In verità è sempre più emarginato e il suo tentativo di “veicolare una lettura dei documenti finali del concilio nel segno della massima continuità possibile” e di attingere alla Tradizione laddove il Concilio abbia lasciato ambiguità, confusione o nodi irrisolti, vede l’avversione di buona parte del mondo cattolico, dei teologi e della gerarchia stessa, che marciano agguerriti verso l’aggiornamento permanente, senza accorgersi della crescente anemia del cattolicesimo italiano e mondiale. (…)
…pur emarginato all’interno della gerarchia, insegna ai suoi sacerdoti la bellezza del gregoriano, l’importanza del latino nella liturgia, la necessità di dare all’Eucaristia la giusta centralità; si oppone alla comunione sulle mani, all’ecumenismo come indifferentismo e come dialogo teologico, all’apertura a sinistra, alla crisi della famiglia… E porta avanti una battaglia teologica attraverso la rivista Renovatio, agendo sempre, come ricorda un vecchio collaboratore della rivista suddetta, Piero Vassallo, cercando di coniugare “l’intransigentissima verità con la tollerantissima carità”. (…)
Nel conclave del 1978, quello che segue alla morte di Paolo VI, Siri è protagonista: sembra che abbia sfiorato l’elezione, contendendola da principio al cardinale di Venezia Albino Luciani.
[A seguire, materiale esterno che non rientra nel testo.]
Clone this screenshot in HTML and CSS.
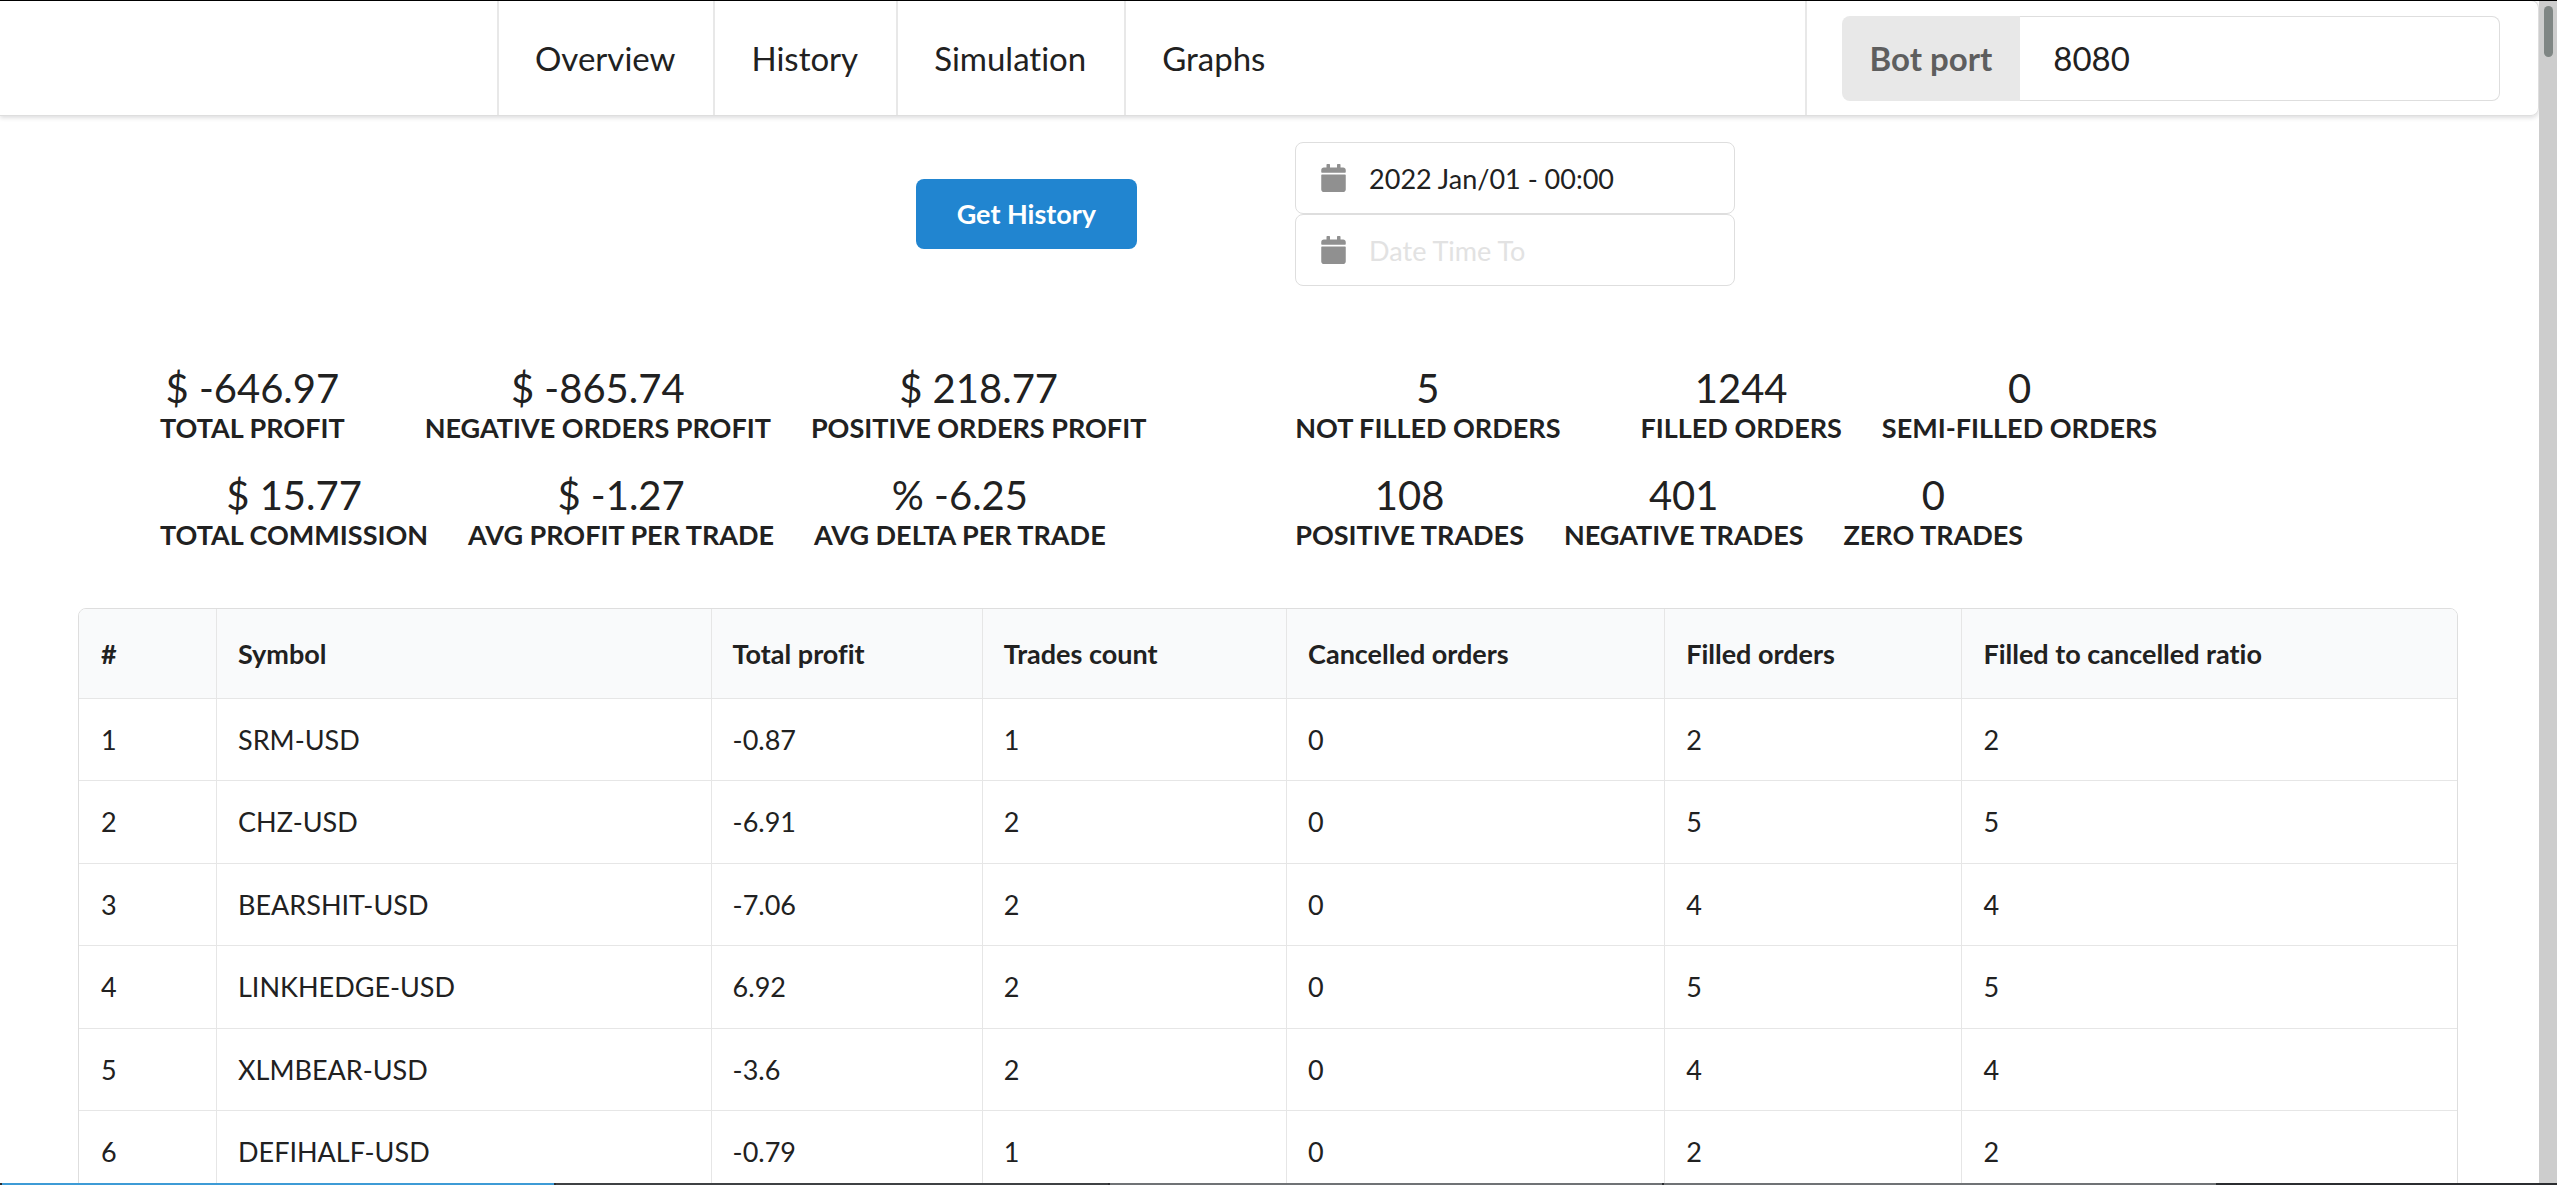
FILE: index.html
```html
<!DOCTYPE html>
<html lang="en">
<head>
<meta charset="utf-8">
<title>History</title>
<link rel="stylesheet" href="styles.css">
</head>
<body>
<div class="page">
  <header class="menu">
    <nav class="menu-links">
      <a class="menu-link" href="#overview">Overview</a>
      <a class="menu-link" href="#history">History</a>
      <a class="menu-link" href="#simulation">Simulation</a>
      <a class="menu-link" href="#graphs">Graphs</a>
    </nav>
    <div class="menu-port">
      <label class="port-label" for="port">Bot port</label>
      <input class="port-input" id="port" type="text" value="8080">
    </div>
  </header>

  <main class="content">
    <form class="filters">
      <div class="filters-action"><button class="button" type="button">Get History</button></div>
      <div class="filters-dates">
        <div class="date-field">
          <svg class="date-icon" viewBox="0 0 448 512" aria-hidden="true"><path d="M12 192h424c7 0 12 5 12 12v260c0 27-21 48-48 48H48c-27 0-48-21-48-48V204c0-7 5-12 12-12zm436-44v-36c0-27-21-48-48-48h-48V12c0-7-5-12-12-12h-40c-7 0-12 5-12 12v52H160V12c0-7-5-12-12-12h-40c-7 0-12 5-12 12v52H48C21 64 0 85 0 112v36c0 7 5 12 12 12h424c7 0 12-5 12-12z"/></svg>
          <input class="date-input" type="text" aria-label="Date Time From" placeholder="Date Time From" value="2022 Jan/01 - 00:00">
        </div>
        <div class="date-field">
          <svg class="date-icon" viewBox="0 0 448 512" aria-hidden="true"><path d="M12 192h424c7 0 12 5 12 12v260c0 27-21 48-48 48H48c-27 0-48-21-48-48V204c0-7 5-12 12-12zm436-44v-36c0-27-21-48-48-48h-48V12c0-7-5-12-12-12h-40c-7 0-12 5-12 12v52H160V12c0-7-5-12-12-12h-40c-7 0-12 5-12 12v52H48C21 64 0 85 0 112v36c0 7 5 12 12 12h424c7 0 12-5 12-12z"/></svg>
          <input class="date-input" type="text" aria-label="Date Time To" placeholder="Date Time To">
        </div>
      </div>
    </form>

    <section class="stats">
      <div class="stats-column">
        <div class="stats-row stats-row-lead">
          <div class="stat"><div class="stat-value">$ -646.97</div><div class="stat-label">Total profit</div></div>
          <div class="stat"><div class="stat-value">$ -865.74</div><div class="stat-label">Negative orders profit</div></div>
          <div class="stat"><div class="stat-value">$ 218.77</div><div class="stat-label">Positive orders profit</div></div>
        </div>
        <div class="stats-row">
          <div class="stat"><div class="stat-value">$ 15.77</div><div class="stat-label">Total commission</div></div>
          <div class="stat"><div class="stat-value">$ -1.27</div><div class="stat-label">Avg profit per trade</div></div>
          <div class="stat"><div class="stat-value">% -6.25</div><div class="stat-label">Avg delta per trade</div></div>
        </div>
      </div>
      <div class="stats-column">
        <div class="stats-row stats-row-lead">
          <div class="stat"><div class="stat-value">5</div><div class="stat-label">Not filled orders</div></div>
          <div class="stat"><div class="stat-value">1244</div><div class="stat-label">Filled orders</div></div>
          <div class="stat"><div class="stat-value">0</div><div class="stat-label">Semi-filled orders</div></div>
        </div>
        <div class="stats-row">
          <div class="stat"><div class="stat-value">108</div><div class="stat-label">Positive trades</div></div>
          <div class="stat"><div class="stat-value">401</div><div class="stat-label">Negative trades</div></div>
          <div class="stat"><div class="stat-value">0</div><div class="stat-label">Zero trades</div></div>
        </div>
      </div>
    </section>

    <table class="table">
      <colgroup><col class="col-index"><col class="col-symbol"><col class="col-profit"><col class="col-trades"><col class="col-cancelled"><col class="col-filled"><col></colgroup>
      <thead>
        <tr><th>#</th><th>Symbol</th><th>Total profit</th><th>Trades count</th><th>Cancelled orders</th><th>Filled orders</th><th>Filled to cancelled ratio</th></tr>
      </thead>
      <tbody>
        <tr><td>1</td><td>SRM-USD</td><td>-0.87</td><td>1</td><td>0</td><td>2</td><td>2</td></tr>
        <tr><td>2</td><td>CHZ-USD</td><td>-6.91</td><td>2</td><td>0</td><td>5</td><td>5</td></tr>
        <tr><td>3</td><td>BEARSHIT-USD</td><td>-7.06</td><td>2</td><td>0</td><td>4</td><td>4</td></tr>
        <tr><td>4</td><td>LINKHEDGE-USD</td><td>6.92</td><td>2</td><td>0</td><td>5</td><td>5</td></tr>
        <tr><td>5</td><td>XLMBEAR-USD</td><td>-3.6</td><td>2</td><td>0</td><td>4</td><td>4</td></tr>
        <tr><td>6</td><td>DEFIHALF-USD</td><td>-0.79</td><td>1</td><td>0</td><td>2</td><td>2</td></tr>
      </tbody>
    </table>
  </main>
</div>
<div class="scrollbar"><div class="scrollbar-thumb"></div></div>
<div class="top-edge"></div>
<div class="taskbar"><span class="task task-active"></span><span class="task"></span><span class="task task-light"></span><span class="task task-light"></span></div>
</body>
</html>
```
FILE: styles.css
```css
* { box-sizing: border-box; }

html, body { height: 100%; }

body {
  margin: 0;
  overflow: hidden;
  background: #fff;
  color: #212121;
  font: 27px/38px Lato, "Liberation Sans", sans-serif;
  font-variant-ligatures: none;
}

input, button { font: inherit; color: inherit; }

.page { height: 100%; margin-right: 18px; overflow: hidden; }

.menu {
  display: flex;
  justify-content: space-between;
  height: 116px;
  border: 1px solid #dedede;
  border-left: 0;
  border-radius: 0 8px 8px 0;
  box-shadow: 0 2px 4px rgba(34, 36, 38, .15);
  font-size: 33px;
}

.menu-links { display: flex; margin-left: 497px; }

.menu-link {
  display: flex;
  align-items: center;
  padding: 0 38px 0 36px;
  border-left: 2px solid #e8e8e8;
  color: inherit;
  text-decoration: none;
}

.menu-port {
  display: flex;
  align-items: center;
  width: 28.9%;
  padding: 0 38px 0 35px;
  border-left: 2px solid #e8e8e8;
}

.port-label {
  display: flex;
  align-items: center;
  height: 85px;
  padding: 0 28px;
  border-radius: 8px 0 0 8px;
  background: #e8e8e8;
  color: #5e5e5e;
  font-weight: 700;
  white-space: nowrap;
}

.port-input {
  flex: 1;
  min-width: 0;
  height: 85px;
  padding: 0 33px;
  border: 1px solid #dedede;
  border-left: 0;
  border-radius: 0 8px 8px 0;
  outline: 0;
}

.content { padding: 26px 81px 0 78px; }

.filters {
  display: grid;
  grid-template-columns: 44.5% 1fr;
  align-items: center;
  column-gap: 158px;
}

.filters-action { text-align: right; }

.button {
  height: 70px;
  padding: 0 41px;
  border: 0;
  border-radius: 8px;
  background: #2185d0;
  color: #fff;
  font-weight: 700;
}

.date-field { position: relative; width: 440px; }

.date-icon {
  position: absolute;
  top: 22px;
  left: 26px;
  width: 25px;
  height: 28px;
  fill: #909090;
}

.date-input {
  display: block;
  width: 100%;
  height: 72px;
  padding: 0 24px 0 73px;
  border: 1px solid #dedede;
  border-radius: 8px;
  outline: 0;
}

.date-input::placeholder { color: #e2e2e2; opacity: 1; }

.stats {
  display: grid;
  grid-template-columns: 49.4% 1fr;
  margin: 81px 0 27px;
  padding-left: 82px;
}

.stats-row { display: flex; gap: 40px; margin-bottom: 27px; }

.stats-row-lead > .stat:first-child { margin-right: 40px; }

.stat { text-align: center; white-space: nowrap; }

.stat-value { font-size: 40px; line-height: 42px; }

.stat-label { font-weight: 700; text-transform: uppercase; }

.table {
  width: 100%;
  table-layout: fixed;
  border: 1px solid #dedede;
  border-radius: 8px;
  border-spacing: 0;
  overflow: hidden;
}

.col-index { width: 137px; }
.col-symbol { width: 20.8%; }
.col-profit { width: 11.4%; }
.col-trades { width: 12.8%; }
.col-cancelled { width: 15.9%; }
.col-filled { width: 12.5%; }

.table th, .table td {
  padding: 0 22px 0 21px;
  border-left: 1px solid #e6e6e6;
  text-align: left;
}

.table th:first-child, .table td:first-child { padding-left: 22px; border-left: 0; }

.table th { height: 89px; background: #f9fafb; font-weight: 700; }

.table td { height: 82px; border-top: 1px solid #e6e6e6; }

.table tr:nth-child(even) td { height: 83px; }

.scrollbar {
  position: fixed;
  top: 0;
  right: 0;
  bottom: 0;
  width: 18px;
  padding: 6px 4px 0 5px;
  background: #cdcdcd;
}

.scrollbar-thumb { height: 51px; border-radius: 5px; background: #7f8684; }

.top-edge { position: fixed; top: 0; left: 0; right: 0; height: 1px; background: #000; }

.taskbar {
  position: fixed;
  left: 0;
  right: 0;
  bottom: 0;
  display: flex;
  gap: 2px;
  height: 2px;
  padding-left: 2px;
  background: #2b2d30;
}

.task { width: 21.6%; background: #3f4144; }
.task-active { background: #3d9bd6; }
.task-light { background: #707376; }
```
Ma la morte prematura di Giovanni Paolo I riporta al voto i cardinali, nello stesso 1978. Siri è dato ancora una volta come papabile, ma stavolta è forse la stampa a bruciare la sua candidatura. (…)
Gli ultimi anni dell’esistenza di Siri sono all’insegna della Tradizione, soprattutto nell’ambito della liturgia, che egli considera “il grande respiro vitale della Chiesa in cui tutti rimangono singoli, ma tutti i singoli diventano uno e hanno il respiro del Cristo…”.
Infatti ordina che nella sua diocesi anche le nuove chiese siano provviste di balaustre; vieta gli altari a forma di semplice tavola; chiede di ricevere la comunione in ginocchio; si oppone alla comunione nelle mani; bandisce le cerimonie interconfessionali e sincretiste…anticipando quindi quel ritorno alla sacralità della liturgia favorito da Benedetto XVI.
Siri lascia la guida della diocesi di Genova nel luglio del 1987: è ormai un emarginato, nella Chiesa, ma è molto amato dal suo popolo e da buona parte del suo clero. Si spegne il 2 maggio 1989.